Pages

Friday, October 24, 2025

Ryan Bridge: What was the point of the mega strikes?


So 100,000 workers went on strike. Now what?

The cost to settle these claims will run into the billions. Easily.

1979 was the last time we a strike this big. A general strike. 300-thousand people. It was Muldoon days. It was over a dispute with driver unions and transport. It went to arbitration and the unions won.

This time, senior doctors refused binding arbitration.

Secondary teachers have a few more strikes before Christmas.

And the primary teachers have more dates set down for pay talks next month.

You’d have to say, based purely on vibes and a little bit on polling, that the workers win the week.

They 've won the PR battle.

We're already sick of hearing how much senior doctors get paid. Parents will be sick of their kids missing school.

Anymore delayed hip operations and there’ll be hell to pay.

If the unions expect strikes to kick off again next year, they might find themselves falling out of favour with workers in the private sector.

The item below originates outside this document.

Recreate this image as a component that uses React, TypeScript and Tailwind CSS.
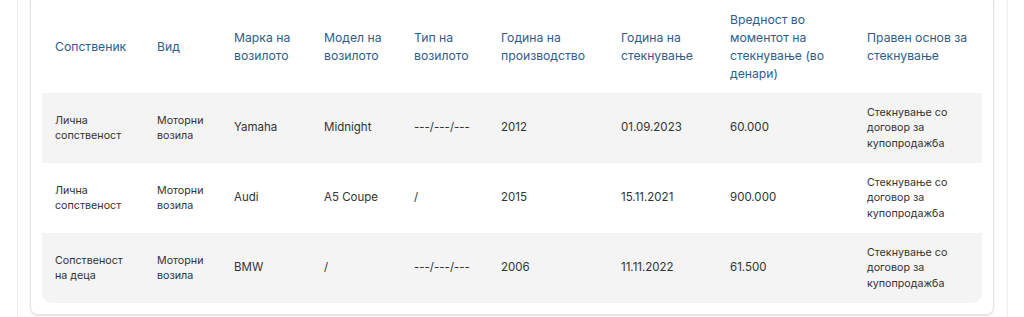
import React from "react";

const headers = [
  "Сопственик",
  "Вид",
  "Марка на возилото",
  "Модел на возилото",
  "Тип на возилото",
  "Година на производство",
  "Година на стекнување",
  "Вредност во моментот на стекнување (во денари)",
  "Правен основ за стекнување",
];

const widths = [102, 77, 90, 90, 87, 120, 109, 137, 128];

const rows = [
  ["Лична сопственост", "Моторни возила", "Yamaha", "Midnight", "---/---/---", "2012", "01.09.2023", "60.000", "Стекнување со договор за купопродажба"],
  ["Лична сопственост", "Моторни возила", "Audi", "A5 Coupe", "/", "2015", "15.11.2021", "900.000", "Стекнување со договор за купопродажба"],
  ["Сопственост на деца", "Моторни возила", "BMW", "/", "---/---/---", "2006", "11.11.2022", "61.500", "Стекнување со договор за купопродажба"],
];

export default function App() {
  return (
    <div className="w-[1024px] h-[317px] bg-white overflow-hidden" style={{ fontFamily: "Inter, 'Noto Sans', sans-serif" }}>
      <div className="ml-[17px] w-[991px] h-[317px] border-x border-[#efefef] pl-[12px] pr-[13px]">
        <div className="border-x border-b border-[#e2e2e2] rounded-b-[8px] shadow-[0_1px_2px_rgba(0,0,0,0.12)] pl-[11px] pr-[10px] pb-[11px]">
          <table className="w-[940px] table-fixed border-collapse">
            <colgroup>
              {widths.map((w, i) => (
                <col key={i} style={{ width: w }} />
              ))}
            </colgroup>
            <thead>
              <tr className="h-[93px]">
                {headers.map((h, i) => (
                  <th key={i} className="text-left align-middle font-normal text-[12.2px] leading-[18px] text-[#2e5d8c] pl-[13px] pr-[8px]">
                    {h}
                  </th>
                ))}
              </tr>
            </thead>
            <tbody>
              {rows.map((r, ri) => (
                <tr key={ri} className={`h-[70px] ${ri % 2 === 0 ? "bg-[#f4f4f4]" : "bg-white"}`}>
                  {r.map((c, ci) => (
                    <td
                      key={ci}
                      className={`align-middle leading-[15.5px] text-[#333333] pl-[13px] pr-[8px] ${
                        ri === 2 && ci === 0 ? "rounded-bl-[10px]" : ""
                      } ${ri === 2 && ci === 8 ? "rounded-br-[10px]" : ""} ${ci >= 2 && ci <= 7 ? "text-[11.5px]" : "text-[10.7px]"}`}
                    >
                      {c}
                    </td>
                  ))}
                </tr>
              ))}
            </tbody>
          </table>
        </div>
      </div>
    </div>
  );
}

The median wage is $70k. Private sector workers haven’t been getting the same increases as the public ones.

The offer these teachers are rejecting would have almost 80% of them on $100k or more. Base salary.

Arguing for more and dragging our industrial action for to long and you risk looking, well, political. Or greedy. Given the state of the books and the enormous deficit blowout this current lot inherited.

So the unions have won the battle. Can they win the war?

Ryan Bridge is a New Zealand broadcaster who has worked on many current affairs television and radio shows. He currently hosts Newstalk ZB's Early Edition - where this article was sourced.

4 comments:

Anonymous said...

I saw the protesters walking on queen street. One thing I noticed were the abundance of maori flags and palestinian flags. I also saw labour party flags, greenpeace flags and socialists for aotearoa flags. Not one nz flag. I personally think that the unions are using teachers and nurses as their useful idiots. What other conclusion could you draw after seeing that?

Anonymous said...

Like many others I dislike the unions in principle. However our dislike should not stop from seeing the reality - why do senior doctors need to be unionised at all? How come that people
In such high demand that can get salaries twice higher abroad resort to strike to be heard? Could it be because the MoH is so impossible to reason with that they need an intermediary? Could
It be because they actually care about continuing to have high quality health service in NZ? How come we recognise the market pressures on remuneration for other professions but not for doctors? How come that management salaries in public service can be annually adjusted for inflation, but doctors’ can’t be? We need to ask ourselves- what quality of healthcare we want? Do we really want to live in a country where doctors are here because they have nowhere else to go? I don’t!

Anonymous said...

It's time Stanford employs technology to improve the high costs, very poor quality, and abysmal productivity of NZ's teachers.

The great thing about technology and artificial intelligence is it won't scream incoherantly through the left wing TV news, claiming it's strike is because of palestine, without mention of the many childrens lives their sub par teaching performances ruin.

Anonymous said...

These strikes are eye rolling in the extreme. I literally do not care about teachers salaries. I would see them all fired before I acquiesced to their demands (and their Palestine flags). Shut up and do your job.